▸ **Given request**:
Write out the listing below without alteration, omitting its pictures.
———
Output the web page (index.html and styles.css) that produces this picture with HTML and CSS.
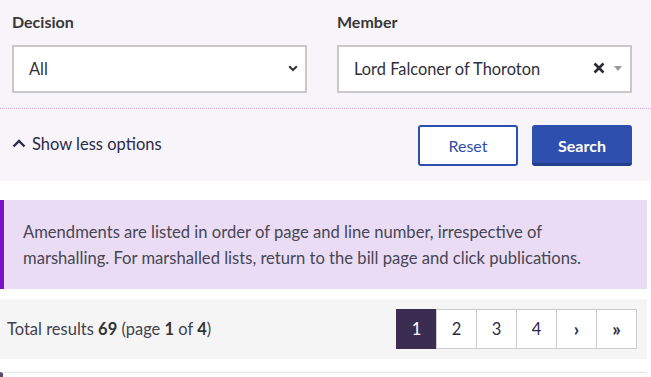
FILE: index.html
```html
<!DOCTYPE html>
<html lang="en">
<head>
<meta charset="utf-8">
<title>Amendments search</title>
<link rel="stylesheet" href="styles.css">
</head>
<body>
<section class="filters">
  <div class="fields">
    <div class="field">
      <div class="label">Decision</div>
      <div class="select">
        <span class="value">All</span>
        <svg class="chev" width="10" height="7" viewBox="0 0 10 7"><path d="M1.2 1.2 L5 5 L8.8 1.2" fill="none" stroke="#333" stroke-width="2"/></svg>
      </div>
    </div>
    <div class="field">
      <div class="label">Member</div>
      <div class="select">
        <span class="value">Lord Falconer of Thoroton</span>
        <span class="icons">
          <svg width="12" height="12" viewBox="0 0 12 12"><path d="M1.5 1.5 L10.5 10.5 M10.5 1.5 L1.5 10.5" stroke="#2b2b33" stroke-width="2.6"/></svg>
          <svg width="8" height="5" viewBox="0 0 8 5"><path d="M0 0 H8 L4 5 Z" fill="#999"/></svg>
        </span>
      </div>
    </div>
  </div>
  <div class="actions">
    <a class="toggle" href="#">
      <svg width="14" height="9" viewBox="0 0 14 9"><path d="M1.5 7.5 L7 2 L12.5 7.5" fill="none" stroke="#2b2a48" stroke-width="2.4"/></svg>
      Show less options
    </a>
    <div class="buttons">
      <button class="btn btn-outline">Reset</button>
      <button class="btn btn-primary">Search</button>
    </div>
  </div>
</section>

<div class="notice">
  Amendments are listed in order of page and line number, irrespective of marshalling. For marshalled lists, return to the bill page and click publications.
</div>

<div class="results">
  <div class="total">Total results <b>69</b> (page <b>1</b> of <b>4</b>)</div>
  <nav class="pager">
    <span class="page active">1</span>
    <span class="page">2</span>
    <span class="page">3</span>
    <span class="page">4</span>
    <span class="page arrow">›</span>
    <span class="page arrow">»</span>
  </nav>
</div>

<div class="card"></div>
</body>
</html>
```
FILE: styles.css
```css
* { box-sizing: border-box; }
html, body { margin: 0; padding: 0; background: #fff; }
body {
  font-family: "Lato", "Open Sans", sans-serif;
  color: #3a3a46;
  width: 651px;
  overflow: hidden;
}
.filters {
  background: #f7f5fa;
  height: 181px;
}
.fields {
  display: grid;
  grid-template-columns: 295px 295px;
  column-gap: 30px;
  padding: 12px 0 0 12px;
  height: 108px;
}
.label {
  font-weight: 700;
  font-size: 16px;
  line-height: 20px;
  color: #383838;
  margin-bottom: 13px;
}
.select {
  height: 48px;
  background: #fff;
  border: 2px solid #c8c8c8;
  display: flex;
  align-items: center;
  justify-content: space-between;
  padding: 0 6px 2px 15px;
  font-size: 16.4px;
  color: #2f2f3a;
}
.chev { margin-right: 1px; }
.icons { display: flex; align-items: center; gap: 9px; margin-right: 2px; }
.actions {
  border-top: 1px dotted #d5a6e6;
  display: flex;
  justify-content: space-between;
  align-items: center;
  padding: 15px 19px 15px 12px;
  height: 73px;
}
.toggle {
  display: flex;
  align-items: center;
  gap: 6px;
  font-size: 16.5px;
  color: #2b2a48;
  text-decoration: none;
  margin-top: -3px;
}
.buttons { display: flex; gap: 14px; }
.btn {
  width: 100px;
  height: 41px;
  border-radius: 3px;
  font-family: "Lato", sans-serif;
  font-size: 16px;
  cursor: pointer;
  padding: 0;
}
.btn-outline {
  background: #fff;
  border: 2px solid #2e4fae;
  color: #2e4fae;
}
.btn-primary {
  background: #2e4fae;
  border: 0;
  border-bottom: 3px solid #223f8c;
  color: #fff;
  font-weight: 700;
  padding-top: 3px;
}
.notice {
  margin-top: 19px;
  width: 647px;
  background: #ebdcf5;
  border-left: 4px solid #7b10c4;
  padding: 19px 40px 18px 19px;
  font-size: 16.6px;
  line-height: 26px;
  color: #464654;
}
.results {
  margin-top: 10px;
  width: 647px;
  height: 60px;
  background: #f5f5f5;
  display: flex;
  align-items: center;
  justify-content: space-between;
  padding: 0 10px 0 7px;
}
.total { font-size: 16.5px; color: #42424e; }
.total b { color: #333; }
.pager { display: flex; padding-left: 1px; }
.page {
  width: 41px;
  height: 40px;
  display: flex;
  align-items: center;
  justify-content: center;
  background: #fff;
  border: 1px solid #cccccc;
  margin-left: -1px;
  font-size: 16.5px;
  color: #2b2a48;
}
.page.arrow { font-size: 19px; font-weight: 700; padding-bottom: 2px; }
.page.active { background: #3b2d52; border-color: #3b2d52; color: #fff; }
.card {
  margin-top: 13px;
  width: 646px;
  height: 20px;
  border-top: 1px solid #e8e8e8;
  border-left: 3px solid #5b4b73;
  box-shadow: 0 0 2px rgba(0,0,0,0.08);
}
```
———
▸ **Complete response**:
Output the web page (index.html and styles.css) that produces this picture with HTML and CSS.
FILE: index.html
```html
<!DOCTYPE html>
<html lang="en">
<head>
<meta charset="utf-8">
<title>Amendments search</title>
<link rel="stylesheet" href="styles.css">
</head>
<body>
<section class="filters">
  <div class="fields">
    <div class="field">
      <div class="label">Decision</div>
      <div class="select">
        <span class="value">All</span>
        <svg class="chev" width="10" height="7" viewBox="0 0 10 7"><path d="M1.2 1.2 L5 5 L8.8 1.2" fill="none" stroke="#333" stroke-width="2"/></svg>
      </div>
    </div>
    <div class="field">
      <div class="label">Member</div>
      <div class="select">
        <span class="value">Lord Falconer of Thoroton</span>
        <span class="icons">
          <svg width="12" height="12" viewBox="0 0 12 12"><path d="M1.5 1.5 L10.5 10.5 M10.5 1.5 L1.5 10.5" stroke="#2b2b33" stroke-width="2.6"/></svg>
          <svg width="8" height="5" viewBox="0 0 8 5"><path d="M0 0 H8 L4 5 Z" fill="#999"/></svg>
        </span>
      </div>
    </div>
  </div>
  <div class="actions">
    <a class="toggle" href="#">
      <svg width="14" height="9" viewBox="0 0 14 9"><path d="M1.5 7.5 L7 2 L12.5 7.5" fill="none" stroke="#2b2a48" stroke-width="2.4"/></svg>
      Show less options
    </a>
    <div class="buttons">
      <button class="btn btn-outline">Reset</button>
      <button class="btn btn-primary">Search</button>
    </div>
  </div>
</section>

<div class="notice">
  Amendments are listed in order of page and line number, irrespective of marshalling. For marshalled lists, return to the bill page and click publications.
</div>

<div class="results">
  <div class="total">Total results <b>69</b> (page <b>1</b> of <b>4</b>)</div>
  <nav class="pager">
    <span class="page active">1</span>
    <span class="page">2</span>
    <span class="page">3</span>
    <span class="page">4</span>
    <span class="page arrow">›</span>
    <span class="page arrow">»</span>
  </nav>
</div>

<div class="card"></div>
</body>
</html>
```
FILE: styles.css
```css
* { box-sizing: border-box; }
html, body { margin: 0; padding: 0; background: #fff; }
body {
  font-family: "Lato", "Open Sans", sans-serif;
  color: #3a3a46;
  width: 651px;
  overflow: hidden;
}
.filters {
  background: #f7f5fa;
  height: 181px;
}
.fields {
  display: grid;
  grid-template-columns: 295px 295px;
  column-gap: 30px;
  padding: 12px 0 0 12px;
  height: 108px;
}
.label {
  font-weight: 700;
  font-size: 16px;
  line-height: 20px;
  color: #383838;
  margin-bottom: 13px;
}
.select {
  height: 48px;
  background: #fff;
  border: 2px solid #c8c8c8;
  display: flex;
  align-items: center;
  justify-content: space-between;
  padding: 0 6px 2px 15px;
  font-size: 16.4px;
  color: #2f2f3a;
}
.chev { margin-right: 1px; }
.icons { display: flex; align-items: center; gap: 9px; margin-right: 2px; }
.actions {
  border-top: 1px dotted #d5a6e6;
  display: flex;
  justify-content: space-between;
  align-items: center;
  padding: 15px 19px 15px 12px;
  height: 73px;
}
.toggle {
  display: flex;
  align-items: center;
  gap: 6px;
  font-size: 16.5px;
  color: #2b2a48;
  text-decoration: none;
  margin-top: -3px;
}
.buttons { display: flex; gap: 14px; }
.btn {
  width: 100px;
  height: 41px;
  border-radius: 3px;
  font-family: "Lato", sans-serif;
  font-size: 16px;
  cursor: pointer;
  padding: 0;
}
.btn-outline {
  background: #fff;
  border: 2px solid #2e4fae;
  color: #2e4fae;
}
.btn-primary {
  background: #2e4fae;
  border: 0;
  border-bottom: 3px solid #223f8c;
  color: #fff;
  font-weight: 700;
  padding-top: 3px;
}
.notice {
  margin-top: 19px;
  width: 647px;
  background: #ebdcf5;
  border-left: 4px solid #7b10c4;
  padding: 19px 40px 18px 19px;
  font-size: 16.6px;
  line-height: 26px;
  color: #464654;
}
.results {
  margin-top: 10px;
  width: 647px;
  height: 60px;
  background: #f5f5f5;
  display: flex;
  align-items: center;
  justify-content: space-between;
  padding: 0 10px 0 7px;
}
.total { font-size: 16.5px; color: #42424e; }
.total b { color: #333; }
.pager { display: flex; padding-left: 1px; }
.page {
  width: 41px;
  height: 40px;
  display: flex;
  align-items: center;
  justify-content: center;
  background: #fff;
  border: 1px solid #cccccc;
  margin-left: -1px;
  font-size: 16.5px;
  color: #2b2a48;
}
.page.arrow { font-size: 19px; font-weight: 700; padding-bottom: 2px; }
.page.active { background: #3b2d52; border-color: #3b2d52; color: #fff; }
.card {
  margin-top: 13px;
  width: 646px;
  height: 20px;
  border-top: 1px solid #e8e8e8;
  border-left: 3px solid #5b4b73;
  box-shadow: 0 0 2px rgba(0,0,0,0.08);
}
```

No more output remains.